The flow of vital information was hit-and-miss. Those on site had seen the CCTV footage of the blast on the first afternoon and regarded it as a key piece of information. Yet Whittall and Knowles didn’t see it until the Monday and the families were not shown it until the Tuesday. The Department of Labour – which was blocking moves to seal until there was zero chance of survivors – made no effort to analyse the available facts to establish whether the conditions underground were survivable.

By the Saturday morning – 16 hours after the first explosion – Fire Service officials were advising the top brass in Wellington to prepare for mass casualties, and by the following day were advising Nicholls to be “realistic about the situation”. But Whittall told the commission no one ever came to him with the view that the men were likely dead, and he continued to share with the families his optimistic hopes of rescue.

There was also widespread confusion about who was in charge. Mine manager Doug White initially thought he was incident controller on site, but then realised the police had taken over. Craig Smith initially thought production manager Steve Ellis was incident controller. It was several days before Trevor Watts, general manager of Mines Rescue, discovered Gary Knowles (who was the incident controller) was based in Greymouth, not at the mine site.
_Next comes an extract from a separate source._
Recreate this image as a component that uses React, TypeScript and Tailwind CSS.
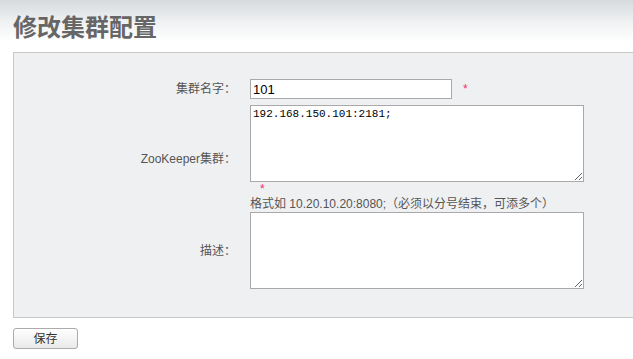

Not that it really mattered where ­Knowles was based, or even what his nominal role was. Although he fronted the families and media twice a day – and was vilified by many family members for a perceived defensiveness and lack of empathy – all the decision-making powers resided with Nicholls in Wellington. And, with no knowledge of mining, he was reliant on Whittall for interpretation of what was happening at the site. He was, observed commission chair Justice Graham Panckhurst, “neither one thing nor the other”.

Five days after the first explosion, the predictions of Robin Hughes, Doug White and others were borne out. The mine exploded again, with more fury than the first time. Over the following four days it blew up twice more.
More than 10 months on, the bodies of the 29 miners remain underground, and their families’ torment has solidified into anger.